The National Surgical Quality Improvement Program (NSQIP) 2005-2010
Kimon Bekelis, M.D
Abstract
Background and Context
There is increasing scrutiny by several regulatory bodies regarding the complications of spine surgery. Precise delineation of the risks contributing to those complications remains a topic of debate.
Purpose
We attempted to create a predictive model of complications in patients undergoing spine surgery.

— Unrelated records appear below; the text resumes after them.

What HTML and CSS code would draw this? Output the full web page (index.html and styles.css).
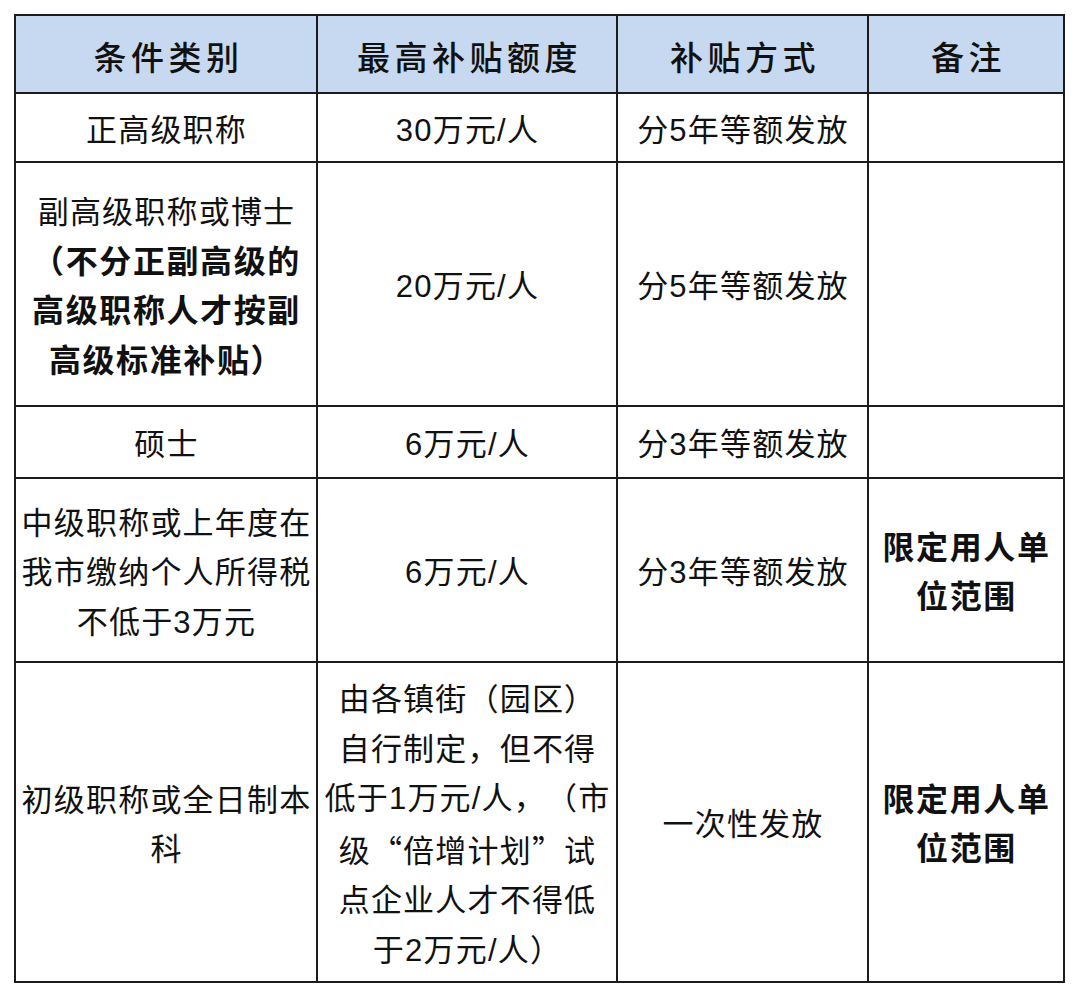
FILE: index.html
```html
<!DOCTYPE html>
<html lang="zh-CN">
<head>
<meta charset="utf-8">
<title>人才补贴</title>
<link rel="stylesheet" href="styles.css">
</head>
<body>
<table class="tbl">
  <colgroup>
    <col class="c1"><col class="c2"><col class="c3"><col class="c4">
  </colgroup>
  <thead>
    <tr class="r-head">
      <th>条件类别</th>
      <th>最高补贴额度</th>
      <th>补贴方式</th>
      <th>备注</th>
    </tr>
  </thead>
  <tbody>
    <tr class="r1">
      <td>正高级职称</td>
      <td>30万元/人</td>
      <td>分5年等额发放</td>
      <td></td>
    </tr>
    <tr class="r2">
      <td>副高级职称或博士<br><b>（不分正副高级的<br>高级职称人才按副<br>高级标准补贴）</b></td>
      <td>20万元/人</td>
      <td>分5年等额发放</td>
      <td></td>
    </tr>
    <tr class="r3">
      <td>硕士</td>
      <td>6万元/人</td>
      <td>分3年等额发放</td>
      <td></td>
    </tr>
    <tr class="r4">
      <td>中级职称或上年度在<br>我市缴纳个人所得税<br>不低于3万元</td>
      <td>6万元/人</td>
      <td>分3年等额发放</td>
      <td><b>限定用人单<br>位范围</b></td>
    </tr>
    <tr class="r5">
      <td>初级职称或全日制本<br>科</td>
      <td>由各镇街（园区）<br>自行制定，但不得<br>低于1万元/人，（市<br>级<span class="cjk">“</span>倍增计划<span class="cjk">”</span>试<br>点企业人才不得低<br>于2万元/人）</td>
      <td>一次性发放</td>
      <td><b>限定用人单<br>位范围</b></td>
    </tr>
  </tbody>
</table>
</body>
</html>
```

FILE: styles.css
```css
html, body {
  margin: 0;
  padding: 0;
  background: #ffffff;
}
body {
  padding: 14px 0 0 14px;
  font-family: "Liberation Sans", "Noto Sans CJK SC", sans-serif;
  color: #111111;
}
.tbl {
  border-collapse: collapse;
  table-layout: fixed;
  width: 1051px;
  text-spacing-trim: space-all;
}
.c1 { width: 302px; }
.c2 { width: 300px; }
.c3 { width: 251px; }
.c4 { width: 196px; }
.tbl th,
.tbl td {
  border: 2px solid #1c1c1c;
  text-align: center;
  vertical-align: middle;
  padding: 6px 0 0 1px;
  font-size: 31px;
  line-height: 49.5px;
  letter-spacing: 1.2px;
  font-weight: 400;
}
.tbl th {
  background: #c6d9f0;
  font-size: 33px;
  letter-spacing: 4.5px;
  font-weight: 500;
  padding: 10px 0 0 5px;
}
.tbl b {
  font-weight: 700;
  font-size: 32px;
  letter-spacing: 1.6px;
}
.cjk {
  font-family: "Noto Sans CJK SC", sans-serif;
}
.r-head th { height: 66px; }
.r1 td { height: 61px; }
.r2 td { height: 236px; }
.r3 td { height: 64px; }
.r4 td { height: 176px; }
.r5 td { height: 312px; }
```
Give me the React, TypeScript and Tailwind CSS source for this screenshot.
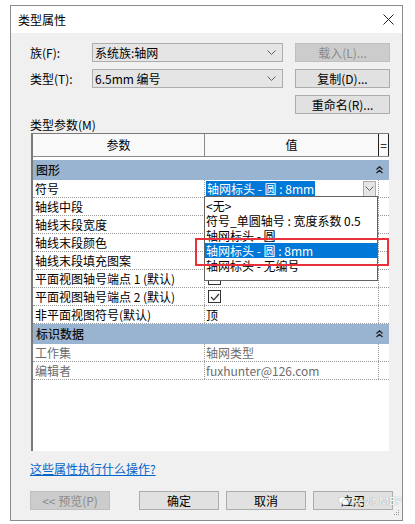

Study Design/Setting. Retrospective cohort study.
Patient Sample
13,660 patients registered in the American College of Surgeons National Quality Improvement Project (NSQIP) database.
Outcome Measures
30-day postoperative risks of stroke, MI, death, infection, UTI, DVT, PE, and return to the OR.
Methods
We performed a retrospective cohort study involving patients who underwent spine surgery from 2005-2010 and were registered in NSQIP. A model for outcome prediction based on individual patient characteristics was developed.
Results
Of the 13,660 patients, 2719 underwent anterior approaches (19.9%), 565 corpectomies (4.1%), and 1757 fusions (12.9%). The respective 30-day postoperative risks were 0.05% for stroke, 0.2% for MI, 0.25% for death, 0.3% for infection, 1.37% for UTI, 0,6% for DVT, 029% for PE, and 3.15% for return to the OR. Multivariate analysis demonstrated that increasing age, more extensive operations (fusion, corpectomy), medical deconditioning (weight loss, dialysis, PVD, CAD, COPD, diabetes), increasing BMI, non-independent mobilization (preoperative neurologic deficit), and bleeding disorders were independently associated with a more than 3 days length of stay. A validated model for outcome prediction based on individual patient characteristics was developed. The accuracy of the model was estimated by the area under the receiver operating characteristic (ROC) curve, which was 0.95, 0.82, 0.87, 0.75, 0.74, 0.78, 0.76, 0.74 and 0.65 for postoperative risk of stroke, MI, death, infection, DVT, PE, UTI, length of stay of 3 days or longer, and return to the OR, respectively.
Conclusions
Our model can provide individualized estimates of the risks of post-operative complications based on pre-operative conditions, and can potentially be utilized as an adjunct in the decision-making for spine surgery.